The home built to host a big family was turned into the invader’s stronghold.
Ira’s village was liberated, but the occupation left its mark. We are surprised to see her son putting up new tapestries and flooring, seeing the windows remain shattered. ‘The windows can wait. But I don’t want to see this anymore’, says Ira, and points to blood stains all over the floor and the walls. ‘No matter how much I scrub, they won’t go away.’
It is scary to imagine what happened in this house. Ira and her family heard the sounds of the occupiers as they were enduring long days in the basement. Like hearing only the audio of a movie without seeing any images. Guessing to fill in the gaps. Ultimately taking their chance and fleeing. And now trying to overpaint what remains of the occupation.

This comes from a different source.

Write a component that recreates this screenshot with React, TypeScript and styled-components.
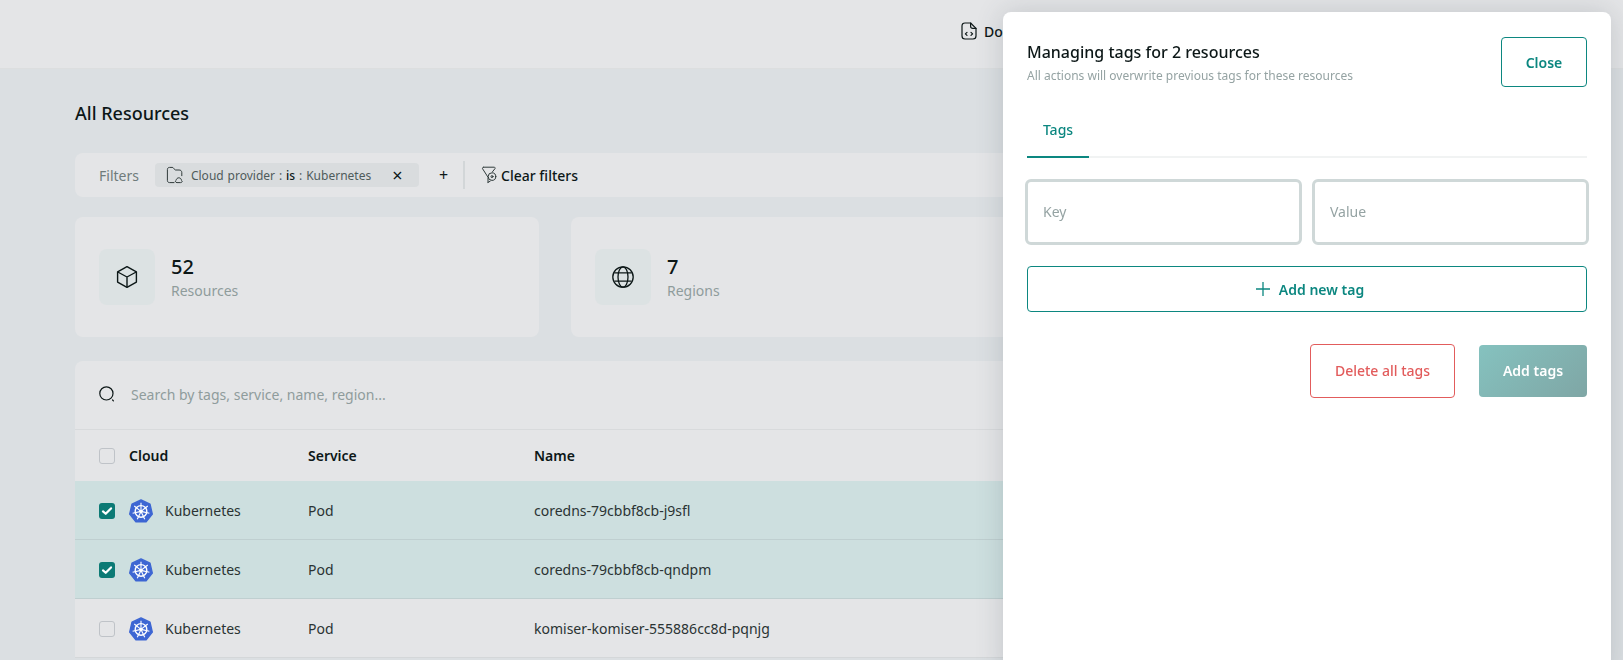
import { FC } from "react";
import styled, { createGlobalStyle } from "styled-components";

const GlobalStyle = createGlobalStyle`
  html, body {
    margin: 0;
    padding: 0;
    height: 100%;
    overflow: hidden;
    background: #dbdfe2;
    font-family: "Noto Sans", "Open Sans", sans-serif;
    color: #0c1717;
  }
  * {
    box-sizing: border-box;
  }
`;

const rows = [
  { name: "coredns-79cbbf8cb-j9sfl", selected: true },
  { name: "coredns-79cbbf8cb-qndpm", selected: true },
  { name: "komiser-komiser-555886cc8d-pqnjg", selected: false },
];

const spokes = [0, 1, 2, 3, 4, 5, 6].map((i) => {
  const a = ((-90 + (i * 360) / 7) * Math.PI) / 180;
  return { x: 12 + 8.6 * Math.cos(a), y: 12.4 + 8.6 * Math.sin(a) };
});

const KubernetesIcon: FC = () => (
  <svg width="24" height="24" viewBox="0 0 24 24">
    <polygon
      points="12,0.9 21,5.2 23.3,15.1 17.1,22.9 6.9,22.9 0.7,15.1 3,5.2"
      fill="#3d66d3"
      stroke="#3d66d3"
      strokeWidth="1.4"
      strokeLinejoin="round"
    />
    <circle cx="12" cy="12.4" r="5.8" fill="none" stroke="#fff" strokeWidth="1.4" />
    <circle cx="12" cy="12.4" r="1.7" fill="#fff" />
    {spokes.map((s) => (
      <line key={s.x} x1="12" y1="12.4" x2={s.x} y2={s.y} stroke="#fff" strokeWidth="1.1" />
    ))}
  </svg>
);

const BoxIcon: FC = () => (
  <svg width="24" height="24" viewBox="0 0 24 24" fill="none" stroke="#0c1717" strokeWidth="1.4" strokeLinejoin="round">
    <path d="M12 1.6l9.400 5.300v10.200L12 22.400l-9.400-5.300V6.900z" />
    <path d="M2.800 7L12 12l9.200-5M12 12v10.200" />
  </svg>
);

const GlobeIcon: FC = () => (
  <svg width="24" height="24" viewBox="0 0 24 24" fill="none" stroke="#0c1717" strokeWidth="1.3">
    <circle cx="12" cy="12" r="10.200" />
    <path d="M3.200 7.800h17.600M3.200 16.200h17.600" />
    <ellipse cx="12" cy="12" rx="5" ry="10.200" />
  </svg>
);

const SearchIcon: FC = () => (
  <svg width="16" height="16" viewBox="0 0 16 16" fill="none" stroke="#0c1717" strokeWidth="1.2" strokeLinecap="round">
    <circle cx="7.400" cy="7.400" r="6.600" />
    <path d="M13.600 14l.8.8" />
  </svg>
);

const FolderCloudIcon: FC = () => (
  <svg width="18" height="18" viewBox="0 0 18 18" fill="none" stroke="#2f3a3a" strokeWidth="1" strokeLinejoin="round" strokeLinecap="round">
    <path d="M8 16.600H3.600c-1.400 0-2.200-.8-2.200-2.200V3.600c0-1.400.8-2.200 2.200-2.200h2.600c.7 0 1 .2 1.400.8l1 1.300c.3.4.5.5 1 .5h3.500c1.700 0 2.700 1 2.700 2.700v3" />
    <path d="M10.600 16.600c-1.300 0-1.700-1.700-.5-2.200.2-1.600 1.400-2.600 2.700-2.600 1.400 0 2.500 1 2.700 2.600 1.200.5.8 2.200-.5 2.200z" />
  </svg>
);

const ClearFilterIcon: FC = () => (
  <svg width="16" height="18" viewBox="0 0 16 18" fill="none" stroke="#2f3a3a" strokeWidth="1" strokeLinejoin="round" strokeLinecap="round">
    <path d="M2.400 1.200h10.800c.8 0 1.200.8.8 1.400l-2.400 3M7 16.400V11.200L1.600 2.800c-.4-.7 0-1.600.8-1.600" />
    <circle cx="11" cy="10.600" r="3.800" />
    <circle cx="11" cy="10.600" r="1" />
    <path d="M7 16.400l2.200-1.200" />
  </svg>
);

const DocIcon: FC = () => (
  <svg width="16" height="18" viewBox="0 0 16 18" fill="none" stroke="#0c1717" strokeWidth="1.2" strokeLinejoin="round" strokeLinecap="round">
    <path d="M9.600 1H4C2 1 1 2 1 4v10c0 2 1 3 3 3h8c2 0 3-1 3-3V6.400z" />
    <path d="M9.600 1v3.200c0 1.400.8 2.200 2.200 2.200H15" />
    <path d="M6 10.400l-1.600 1.500L6 13.400M10 10.400l1.600 1.500L10 13.400" />
  </svg>
);

const CheckIcon: FC = () => (
  <svg width="12" height="12" viewBox="0 0 12 12" fill="none" stroke="#fff" strokeWidth="2.200" strokeLinecap="round" strokeLinejoin="round">
    <path d="M2 6.400l2.700 2.400L10 3.400" />
  </svg>
);

const App: FC = () => {
  return (
    <>
      <GlobalStyle />
      <Nav>
        <NavLink>
          <DocIcon />
          Docs
        </NavLink>
      </Nav>
      <Page>
        <PageTitle>All Resources</PageTitle>
        <FilterBar>
          <FilterLabel>Filters</FilterLabel>
          <FilterChip>
            <FolderCloudIcon />
            <ChipText>
              Cloud provider : <b>is</b> : Kubernetes
            </ChipText>
            <ChipClose>×</ChipClose>
          </FilterChip>
          <AddFilter>+</AddFilter>
          <Divider />
          <ClearFilters>
            <ClearFilterIcon />
            Clear filters
          </ClearFilters>
        </FilterBar>
        <Stats>
          <StatCard>
            <StatIcon>
              <BoxIcon />
            </StatIcon>
            <div>
              <StatValue>52</StatValue>
              <StatLabel>Resources</StatLabel>
            </div>
          </StatCard>
          <StatCard>
            <StatIcon>
              <GlobeIcon />
            </StatIcon>
            <div>
              <StatValue>7</StatValue>
              <StatLabel>Regions</StatLabel>
            </div>
          </StatCard>
        </Stats>
        <TableCard>
          <SearchRow>
            <SearchIcon />
            <SearchText>Search by tags, service, name, region...</SearchText>
          </SearchRow>
          <HeaderRow>
            <CheckBox />
            <span>Cloud</span>
            <span>Service</span>
            <span>Name</span>
          </HeaderRow>
          {rows.map((row) => (
            <Row key={row.name} $selected={row.selected}>
              <CheckBox $checked={row.selected}>{row.selected && <CheckIcon />}</CheckBox>
              <CloudCell>
                <KubernetesIcon />
                Kubernetes
              </CloudCell>
              <span>Pod</span>
              <span>{row.name}</span>
            </Row>
          ))}
        </TableCard>
      </Page>

      <Panel>
        <PanelHeader>
          <div>
            <PanelTitle>Managing tags for 2 resources</PanelTitle>
            <PanelSub>All actions will overwrite previous tags for these resources</PanelSub>
          </div>
          <CloseButton>Close</CloseButton>
        </PanelHeader>
        <Tabs>
          <Tab>Tags</Tab>
        </Tabs>
        <Inputs>
          <TagInput placeholder="Key" />
          <TagInput placeholder="Value" />
        </Inputs>
        <AddTagButton>
          <svg width="14" height="14" viewBox="0 0 14 14" stroke="#0c8780" strokeWidth="1.3">
            <path d="M7 0v14M0 7h14" />
          </svg>
          Add new tag
        </AddTagButton>
        <PanelActions>
          <DeleteButton>Delete all tags</DeleteButton>
          <SubmitButton>Add tags</SubmitButton>
        </PanelActions>
      </Panel>
    </>
  );
};

const Nav = styled.div`
  height: 69px;
  background: #e4e5e7;
  border-bottom: 1px solid #dcdedf;
  padding-left: 961px;
  display: flex;
  align-items: center;
  padding-bottom: 6px;
`;

const NavLink = styled.div`
  display: flex;
  align-items: center;
  gap: 7px;
  font-size: 14px;
  font-weight: 500;
  color: #0c1717;
`;

const Page = styled.div`
  padding: 32px 92px 0 75px;
`;

const PageTitle = styled.h1`
  margin: 0;
  font-size: 18px;
  line-height: 24px;
  font-weight: 500;
  color: #0c1717;
`;

const FilterBar = styled.div`
  margin-top: 28px;
  height: 44px;
  background: #e4e5e7;
  border-radius: 8px;
  padding-left: 24px;
  display: flex;
  align-items: center;
`;

const FilterLabel = styled.span`
  font-size: 14px;
  color: #6f7b7b;
  margin-right: 16px;
`;

const FilterChip = styled.div`
  width: 264px;
  height: 24px;
  background: #d9dcde;
  border-radius: 4px;
  padding-left: 11px;
  display: flex;
  align-items: center;
  gap: 7px;
`;

const ChipText = styled.span`
  font-size: 12px;
  color: #4f5b5b;
  white-space: nowrap;
  word-spacing: 0.8px;

  b {
    font-weight: 500;
    color: #0c1717;
  }
`;

const ChipClose = styled.span`
  font-size: 18px;
  line-height: 18px;
  color: #0c1717;
  margin-left: 14px;
`;

const AddFilter = styled.span`
  font-size: 16px;
  color: #0c1717;
  margin-left: 20px;
`;

const Divider = styled.div`
  width: 2px;
  height: 28px;
  background: #d2d6d8;
  margin-left: 15px;
`;

const ClearFilters = styled.div`
  display: flex;
  align-items: center;
  gap: 4px;
  margin-left: 16px;
  font-size: 14px;
  font-weight: 500;
  color: #0c1717;
`;

const Stats = styled.div`
  margin-top: 20px;
  display: grid;
  grid-template-columns: repeat(3, 464px);
  gap: 32px;
`;

const StatCard = styled.div`
  height: 120px;
  background: #e4e5e7;
  border-radius: 8px;
  padding: 0 24px;
  display: flex;
  align-items: center;
  gap: 16px;
`;

const StatIcon = styled.div`
  width: 56px;
  height: 56px;
  background: #dce2e3;
  border-radius: 8px;
  display: flex;
  align-items: center;
  justify-content: center;
`;

const StatValue = styled.div`
  font-size: 20px;
  line-height: 26px;
  font-weight: 500;
  color: #0c1717;
  margin-top: 1px;
`;

const StatLabel = styled.div`
  font-size: 14px;
  line-height: 20px;
  margin-top: 1px;
  color: #8f9c9c;
`;

const TableCard = styled.div`
  margin-top: 24px;
  background: #e4e5e7;
  border-radius: 8px 8px 0 0;
`;

const SearchRow = styled.div`
  height: 69px;
  padding: 0 0 2px 24px;
  display: flex;
  align-items: center;
  gap: 16px;
  border-bottom: 1px solid #d8dadc;
`;

const SearchText = styled.span`
  font-size: 14px;
  color: #8f9c9c;
`;

const HeaderRow = styled.div`
  height: 51px;
  padding-left: 24px;
  display: grid;
  grid-template-columns: 30px 179px 226px 1fr;
  align-items: center;
  font-size: 14px;
  font-weight: 600;
  color: #0c1717;
`;

const Row = styled.div<{ $selected: boolean }>`
  height: 59px;
  padding-left: 24px;
  display: grid;
  grid-template-columns: 30px 179px 226px 1fr;
  align-items: center;
  font-size: 14px;
  color: #2a3333;
  background: ${(p) => (p.$selected ? "#cddfdf" : "#e4e5e7")};
  border-bottom: 1px solid ${(p) => (p.$selected ? "#bfcfd0" : "#d4d7d9")};
`;

const CloudCell = styled.div`
  display: flex;
  align-items: center;
  gap: 12px;

  svg {
    margin-top: 1px;
  }
`;

const CheckBox = styled.div<{ $checked?: boolean }>`
  width: 16px;
  height: 16px;
  margin-top: 1px;
  border-radius: 3px;
  display: flex;
  align-items: center;
  justify-content: center;
  background: ${(p) => (p.$checked ? "#0c7a75" : "transparent")};
  border: ${(p) => (p.$checked ? "none" : "1.500px solid #bfc3c8")};
`;

const Panel = styled.div`
  position: fixed;
  top: 12px;
  right: 12px;
  bottom: -20px;
  width: 608px;
  background: #fff;
  border-radius: 8px;
  padding: 25px 24px;
  box-shadow: 0 0 28px rgba(60, 70, 80, 0.2);
`;

const PanelHeader = styled.div`
  display: flex;
  justify-content: space-between;
  align-items: flex-start;
`;

const PanelTitle = styled.div`
  font-size: 16px;
  line-height: 22px;
  font-weight: 500;
  color: #0c1717;
  margin-top: 4px;
`;

const PanelSub = styled.div`
  font-size: 12px;
  line-height: 16px;
  margin-top: 5px;
  color: #95a3a3;
`;

const CloseButton = styled.button`
  width: 86px;
  height: 50px;
  background: #fff;
  border: 1px solid #0c8780;
  border-radius: 4px;
  font-family: inherit;
  font-size: 14px;
  font-weight: 600;
  color: #0c8780;
`;

const Tabs = styled.div`
  margin-top: 17px;
  border-bottom: 2px solid #f1f3f3;
  display: flex;
`;

const Tab = styled.div`
  width: 62px;
  padding: 16px 0;
  margin-bottom: -2px;
  text-align: center;
  font-size: 14px;
  line-height: 20px;
  font-weight: 500;
  color: #0c8780;
  border-bottom: 2px solid #0c8780;
`;

const Inputs = styled.div`
  margin: 21px -2px 0;
  display: grid;
  grid-template-columns: 1fr 1fr;
  gap: 10px;
`;

const TagInput = styled.input`
  height: 66px;
  width: 100%;
  border: 3px solid #cfd8d8;
  border-radius: 6px;
  padding: 0 15px 2px;
  font-family: inherit;
  font-size: 14px;
  background: #fff;
  outline: none;

  &::placeholder {
    color: #95a3a3;
  }
`;

const AddTagButton = styled.button`
  margin-top: 21px;
  width: 100%;
  height: 46px;
  background: #fff;
  border: 1px solid #0c8780;
  border-radius: 4px;
  display: flex;
  align-items: center;
  justify-content: center;
  gap: 9px;
  padding: 0 0 0 6px;
  font-family: inherit;
  font-size: 14px;
  font-weight: 600;
  color: #0c8780;
`;

const PanelActions = styled.div`
  margin-top: 32px;
  display: flex;
  justify-content: flex-end;
  align-items: center;
  gap: 24px;
`;

const DeleteButton = styled.button`
  width: 145px;
  height: 54px;
  padding-bottom: 3px;
  background: #fff;
  border: 1px solid #e25c5c;
  border-radius: 4px;
  font-family: inherit;
  font-size: 14px;
  font-weight: 500;
  color: #e25c5c;
`;

const SubmitButton = styled.button`
  width: 108px;
  height: 52px;
  padding-bottom: 3px;
  border: none;
  border-radius: 4px;
  background: linear-gradient(135deg, #85c2bf, #7fa6a5);
  font-family: inherit;
  font-size: 14px;
  font-weight: 600;
  color: #fff;
`;

export default App;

It reminds me of a basic principle in physics: The law of conservation of energy. It states that energy can neither be created nor destroyed – only converted from one form of energy to another. It was first described by French mathematician Émilie du Châtelet and further developed by Albert Einstein.
Sooner or later all blood stains will be painted over. All shattered windows replaced. But what then? It is foolish to believe happiness returns with an intact house. Or peace of mind with peace on the streets.
Truth be told; these de-occupied places feel very heavy. Seeing bullet holes in schools feels heavy. We can reconstruct, we can overpaint. But something of this evil presence stays and you can feel it dauntingly.
The Old Testament worldview describes the concept of ‘sin’ according to the law of conservation of energy. Sin cannot be removed. It can only be transferred from one object to another. This is best seen in the concept of atonement we find in the book of Leviticus – sins are confessed over the scapegoat, which is then sent into the wilderness to wander and ultimately die. Sin is not destroyed; it is merely transferred from God’s camp into the wilderness.
The cross is the first and only place where sin is dealt with. Sin is judged in the death of Christ on the cross. We overcome sin’s power over us only by faith in His resurrection.
I believe sin is real, I believe evil is real. I have looked it in the eye more than ever these last six months. It is easy to recognize it in the blood stains of innocent victims on the tapestry. Those are easy to see and deal with. But what about the evil that creeps in so unrecognized into our pretty homes? The hard words we say to each other, the gossip, the jealousy, the greed, and sensuality?
Sometimes it is easier to deal with visible stains than with those that are not visible to the eye.